9. A production router is monitoring six targets with IP SLA probes. During a planned maintenance window, the primary WAN link is taken down for hardware replacement. What is the correct procedure to prevent the monitoring system from sending false-positive OUTAGE alerts during the maintenance window?

Correct answer is D. This is a real operational challenge — automated monitoring systems must have a mechanism for acknowledging planned downtime without permanently disabling monitoring. The EEM system has no built-in concept of "maintenance mode" (unlike dedicated NMS platforms like SolarWinds or Nagios which have scheduled downtime windows). The two practical approaches reflect a trade-off: suspending the IP SLA schedule (no ip sla schedule 1) is the simplest approach — with no active schedule, the probe does not send packets, no failures are recorded, and the tracking object state does not change (it stays in whatever state it was when the schedule was stopped). The maintenance flag approach is more sophisticated and preserves probe measurement continuity (statistics accumulate the entire time the probe is running), but requires the EEM applet to be written with conditional logic from the start. Neither deleting applets (option A, operationally risky and error-prone to recreate) nor changing timeouts (option B, doesn't actually prevent state transitions — just makes failures happen faster) is appropriate for a production environment. The key operational discipline is to always restore monitoring after maintenance: re-enable the schedule or clear the maintenance flag, and verify with show ip sla statistics and show track that probes are running and tracking objects are Up.

10. show ip sla statistics aggregated 1 shows 28 successes and 2 failures in the last 15 minutes, with max RTT of 145 ms. show ip sla statistics 1 shows the current probe as OK with RTT of 8 ms. What does this reveal and what action should be taken?

Correct answer is C. This scenario illustrates precisely why show ip sla statistics aggregated is more valuable than the instantaneous show ip sla statistics for operational monitoring.
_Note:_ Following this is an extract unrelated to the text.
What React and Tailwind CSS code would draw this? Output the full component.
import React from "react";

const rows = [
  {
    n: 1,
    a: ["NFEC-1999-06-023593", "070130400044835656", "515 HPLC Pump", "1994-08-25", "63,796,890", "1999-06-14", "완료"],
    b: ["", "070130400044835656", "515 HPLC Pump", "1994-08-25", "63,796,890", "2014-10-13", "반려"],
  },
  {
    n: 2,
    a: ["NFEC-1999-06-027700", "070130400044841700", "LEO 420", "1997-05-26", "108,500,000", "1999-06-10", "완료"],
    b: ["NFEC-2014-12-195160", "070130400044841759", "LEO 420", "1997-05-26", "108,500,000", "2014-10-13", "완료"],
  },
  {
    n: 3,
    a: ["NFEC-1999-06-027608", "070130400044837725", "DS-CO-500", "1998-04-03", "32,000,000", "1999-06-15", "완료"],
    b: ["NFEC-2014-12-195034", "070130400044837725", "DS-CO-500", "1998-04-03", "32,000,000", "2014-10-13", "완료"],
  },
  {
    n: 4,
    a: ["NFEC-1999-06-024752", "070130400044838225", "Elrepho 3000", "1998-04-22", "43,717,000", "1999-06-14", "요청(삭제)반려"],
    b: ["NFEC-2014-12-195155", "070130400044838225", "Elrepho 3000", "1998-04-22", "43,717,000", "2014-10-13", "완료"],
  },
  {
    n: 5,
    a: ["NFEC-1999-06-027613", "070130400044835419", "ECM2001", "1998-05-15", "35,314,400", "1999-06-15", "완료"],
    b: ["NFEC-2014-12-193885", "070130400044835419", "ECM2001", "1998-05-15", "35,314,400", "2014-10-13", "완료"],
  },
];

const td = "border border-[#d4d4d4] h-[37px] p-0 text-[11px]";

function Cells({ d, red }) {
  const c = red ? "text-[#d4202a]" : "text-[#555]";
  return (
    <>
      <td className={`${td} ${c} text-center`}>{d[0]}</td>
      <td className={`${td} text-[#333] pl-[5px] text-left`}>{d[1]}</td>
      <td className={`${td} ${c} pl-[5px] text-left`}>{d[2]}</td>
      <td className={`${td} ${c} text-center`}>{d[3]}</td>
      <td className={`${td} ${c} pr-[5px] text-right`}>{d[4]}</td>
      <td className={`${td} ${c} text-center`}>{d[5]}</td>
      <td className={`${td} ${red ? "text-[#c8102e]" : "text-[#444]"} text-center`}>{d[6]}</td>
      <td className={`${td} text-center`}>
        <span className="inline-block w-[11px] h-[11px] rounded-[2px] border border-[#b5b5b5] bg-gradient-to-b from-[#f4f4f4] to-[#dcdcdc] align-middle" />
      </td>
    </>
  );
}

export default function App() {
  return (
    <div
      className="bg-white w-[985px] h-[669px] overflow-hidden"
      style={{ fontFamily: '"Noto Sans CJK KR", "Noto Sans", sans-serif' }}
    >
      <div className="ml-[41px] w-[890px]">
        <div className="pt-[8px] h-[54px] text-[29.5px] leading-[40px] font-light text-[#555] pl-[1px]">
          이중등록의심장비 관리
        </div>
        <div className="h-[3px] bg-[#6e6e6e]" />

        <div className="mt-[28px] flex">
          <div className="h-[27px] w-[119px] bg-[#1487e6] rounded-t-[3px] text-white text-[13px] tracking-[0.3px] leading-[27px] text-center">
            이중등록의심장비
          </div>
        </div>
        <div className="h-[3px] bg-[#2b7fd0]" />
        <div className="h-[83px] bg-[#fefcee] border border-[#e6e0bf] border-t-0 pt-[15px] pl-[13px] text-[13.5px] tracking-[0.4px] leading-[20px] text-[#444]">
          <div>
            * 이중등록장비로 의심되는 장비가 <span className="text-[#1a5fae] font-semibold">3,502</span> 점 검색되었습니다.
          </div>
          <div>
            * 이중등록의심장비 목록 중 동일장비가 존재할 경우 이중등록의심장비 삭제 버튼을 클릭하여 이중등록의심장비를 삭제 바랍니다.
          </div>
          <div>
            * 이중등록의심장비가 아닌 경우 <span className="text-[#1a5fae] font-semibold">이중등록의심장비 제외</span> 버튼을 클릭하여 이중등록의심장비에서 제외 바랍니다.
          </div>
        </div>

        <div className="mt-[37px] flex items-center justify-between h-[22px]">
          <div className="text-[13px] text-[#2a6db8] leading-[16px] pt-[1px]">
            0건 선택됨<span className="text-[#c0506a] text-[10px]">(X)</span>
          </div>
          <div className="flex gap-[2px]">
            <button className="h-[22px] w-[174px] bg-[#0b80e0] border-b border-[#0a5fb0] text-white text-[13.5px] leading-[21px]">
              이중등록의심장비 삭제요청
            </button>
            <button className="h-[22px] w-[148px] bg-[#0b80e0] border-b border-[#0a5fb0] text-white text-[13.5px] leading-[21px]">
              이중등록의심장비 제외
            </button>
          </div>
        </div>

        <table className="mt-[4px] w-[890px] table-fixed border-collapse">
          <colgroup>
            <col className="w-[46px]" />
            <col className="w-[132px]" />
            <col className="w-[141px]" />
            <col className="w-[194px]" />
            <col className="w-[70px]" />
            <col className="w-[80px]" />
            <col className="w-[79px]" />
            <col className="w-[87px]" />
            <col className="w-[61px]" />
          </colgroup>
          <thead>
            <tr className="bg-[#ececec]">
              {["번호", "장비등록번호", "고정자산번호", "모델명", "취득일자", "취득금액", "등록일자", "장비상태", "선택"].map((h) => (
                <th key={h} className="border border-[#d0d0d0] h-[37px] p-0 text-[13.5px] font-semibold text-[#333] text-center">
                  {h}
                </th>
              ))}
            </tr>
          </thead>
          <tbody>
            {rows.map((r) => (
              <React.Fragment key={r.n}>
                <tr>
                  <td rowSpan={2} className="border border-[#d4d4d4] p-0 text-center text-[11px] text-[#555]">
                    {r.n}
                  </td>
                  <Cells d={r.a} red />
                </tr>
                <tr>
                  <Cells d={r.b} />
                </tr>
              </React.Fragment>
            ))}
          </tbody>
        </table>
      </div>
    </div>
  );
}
The current probe shows OK — if you looked only at the instantaneous statistics, you would conclude the link is perfectly healthy. But the aggregated window tells a completely different story: 2 of 30 probes failed (6.7% packet loss) and the max RTT spiked to 145 ms — 17 times higher than the normal 8 ms baseline. This pattern is characteristic of intermittent ISP congestion, a degrading physical connection (cable, SFP, or patch panel), or CEF/switching performance issues on either end. Because the current probe happens to be in a good moment, the instantaneous view is misleading. The max RTT of 145 ms is particularly telling — even if the EEM alert did not fire (the reachability probe stayed Up and the RTT didn't exceed the 2,000 ms threshold), this peak represents a period where VoIP calls on this link would have experienced significant degradation. Clearing statistics (option D) would destroy valuable baseline data — never clear probe statistics on a link that you suspect is having problems, as the historical data is evidence for the ISP trouble ticket.